IRS to strip flexibility in allocation of M&A costs

New IRS proposals seeking to limit how GPs can allocate expenses arising upon a deal closing could cost the industry hundreds of millions of dollars in lost tax savings. 

Last week, the US Internal Revenue Service (IRS) issued proposed regulations seeking to limit how private equity firms allocate certain costs arising from a merger or acquisition that may result in portfolio companies paying significantly more tax. 

Where to allocate costs arising from an M&A deal must be sorted by the firm’s tax advisors. When the costs can be allocated to the target, they can be utilized as a tax shield in the company’s final tax filing (ending the day it’s acquired). But some costs can be carried over to the post transaction period, which can be beneficial from a tax standpoint. In the US, the decision turns on application of the “Next-Day” rule, which states that certain costs becoming fixed as of the closing date can be allocated to the buyer’s consolidated tax return as long as it’s done reasonably.

In the proposal, the IRS and the Treasury Department said the rule has “been inappropriately interpreted by taxpayers” and that they want to limit how much flexibility tax planners have when allocating success-based fees and similar costs.

Industry tax experts are criticizing the proposals, which will undergo a consultation period until June 4. In a client alert, McGladrey tax manager Amy Kasden said the proposed regulations use “a sledgehammer rather than a scalpel” to determine how certain M&A costs can be allocated “without regard to specific factual issues, such as who bears the burden of the costs and who satisfies the costs.”

Private equity firms have used the “Next-Day” rule to shift certain costs contingent on signing, like transaction fees, to the post-acquisition entity.
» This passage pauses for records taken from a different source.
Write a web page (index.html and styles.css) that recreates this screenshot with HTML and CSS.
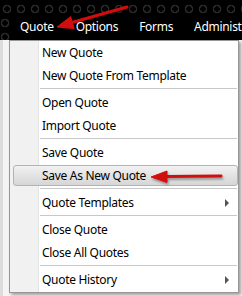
FILE: index.html
```html
<!DOCTYPE html>
<html>
<head>
<meta charset="utf-8">
<link rel="stylesheet" href="styles.css">
</head>
<body>
<div class="page">
  <div class="topbar">
    <nav class="nav">
      <span class="nav-item first">Quote</span>
      <span class="nav-item">Options</span>
      <span class="nav-item">Forms</span>
      <span class="nav-item">Administ</span>
    </nav>
  </div>
  <div class="below">
    <ul class="menu">
      <li class="item">New Quote</li>
      <li class="item">New Quote From Template</li>
      <li class="sep"></li>
      <li class="item">Open Quote</li>
      <li class="item">Import Quote</li>
      <li class="sep"></li>
      <li class="item">Save Quote</li>
      <li class="item active">Save As New Quote</li>
      <li class="sep"></li>
      <li class="item sub">Quote Templates</li>
      <li class="sep"></li>
      <li class="item">Close Quote</li>
      <li class="item">Close All Quotes</li>
      <li class="sep"></li>
      <li class="item sub">Quote History</li>
    </ul>
  </div>
  <svg class="marks" width="242" height="296" viewBox="0 0 242 296">
    <defs>
      <filter id="sh" x="-20%" y="-50%" width="140%" height="200%">
        <feDropShadow dx="1" dy="2" stdDeviation="1.2" flood-color="#000" flood-opacity="0.35"/>
      </filter>
    </defs>
    <g filter="url(#sh)" fill="#d20a0a" stroke="#d20a0a">
      <line x1="127" y1="7" x2="71" y2="22.8" stroke-width="3" stroke-linecap="round"/>
      <polygon points="57,27 74.2,28.6 70.6,16.6" stroke-width="1" stroke-linejoin="round"/>
      <line x1="221" y1="176" x2="166" y2="176.5" stroke-width="3" stroke-linecap="round"/>
      <polygon points="151,177 167,171 167,182.5" stroke-width="1" stroke-linejoin="round"/>
    </g>
  </svg>
</div>
</body>
</html>
```
FILE: styles.css
```css
html, body {
  margin: 0;
  padding: 0;
  background: #ffffff;
}

.page {
  position: relative;
  width: 242px;
  height: 296px;
  overflow: hidden;
  background: #ececec;
  font-family: "Noto Sans", "Open Sans", sans-serif;
  letter-spacing: -0.3px;
}

.topbar {
  position: relative;
  height: 40px;
  background-color: #000;
}

.topbar::before {
  content: "";
  position: absolute;
  left: 0;
  top: 2px;
  width: 242px;
  height: 15px;
  background-image: radial-gradient(circle at 7px 7px, transparent 2.5px, #2a2a2a 3px, #2a2a2a 4px, transparent 4.6px);
  background-size: 14px 14px;
}

.topbar::after {
  content: "";
  position: absolute;
  left: -2px;
  top: 16px;
  width: 12px;
  height: 30px;
  background-image: radial-gradient(circle at 7px 7px, transparent 2.5px, #2a2a2a 3px, #2a2a2a 4px, transparent 4.6px);
  background-size: 14px 14px;
}

.nav {
  position: relative;
  z-index: 1;
  display: flex;
  gap: 21px;
  padding: 18px 0 0 20px;
  white-space: nowrap;
  color: #ffffff;
  font-size: 12px;
  line-height: 18px;
}

.nav-item.first {
  margin-right: 1px;
}

.below {
  position: relative;
  height: 256px;
  background: linear-gradient(to right, #dcdcdc 0 3px, #f4f4f4 3px);
}

.menu {
  position: relative;
  list-style: none;
  margin: 0 0 0 9px;
  padding: 1px 0 0 0;
  width: 228px;
  height: 251px;
  border: 1px solid #979797;
  border-top: 0;
  background: linear-gradient(to right, #f1f1f1 0 28px, #e2e3e3 28px 29px, #ffffff 29px);
  box-shadow: 2px 2px 3px rgba(0, 0, 0, 0.35);
  font-size: 12px;
  color: #000;
}

.menu::before {
  content: "";
  position: absolute;
  left: -1px;
  right: -1px;
  top: 0;
  height: 1px;
  background: #979797;
}

.item {
  position: relative;
  height: 23px;
  line-height: 23px;
  padding-left: 32px;
  white-space: nowrap;
}

.item.active {
  isolation: isolate;
}

.item.active::before {
  content: "";
  position: absolute;
  left: 3px;
  right: 0;
  top: 1px;
  bottom: 1px;
  border: 1px solid #b3b3b3;
  border-radius: 3px;
  background: linear-gradient(to bottom, #f2f2f2, #e3e3e3 50%, #d6d6d6);
  z-index: -1;
}

.item.sub::after {
  content: "";
  position: absolute;
  right: 9px;
  top: 8px;
  border-left: 4px solid #555;
  border-top: 4px solid transparent;
  border-bottom: 4px solid transparent;
}

.sep {
  height: 1px;
  margin: 1px 1px 2px 30px;
  background: #c8c8c8;
}

.marks {
  position: absolute;
  left: 0;
  top: 0;
}
```
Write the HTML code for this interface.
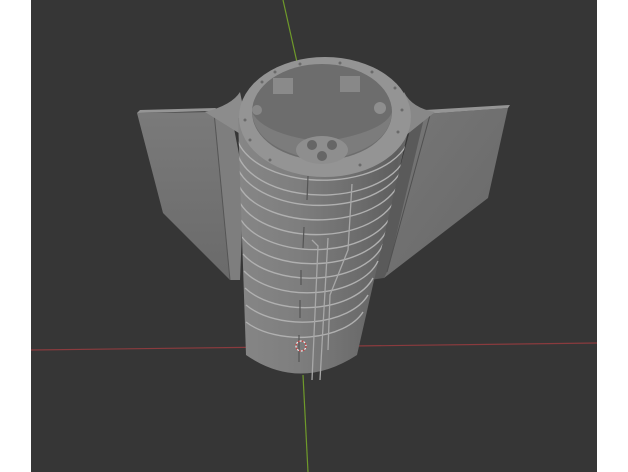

These typically represent roughly 1 percent to 3 percent of the enterprise value, which can equate to hundreds of millions of dollars depending on the deal size.

If left unchanged, the finalized proposals may prompt tax advisors to consider new language in their M&A agreements to address the rule, predicted fellow McGladrey tax adviser Nick Gruidl in an interview with pfm. “For instance, private equity firms might try to find a way to structure certain costs arising after closing to include additional contingencies.”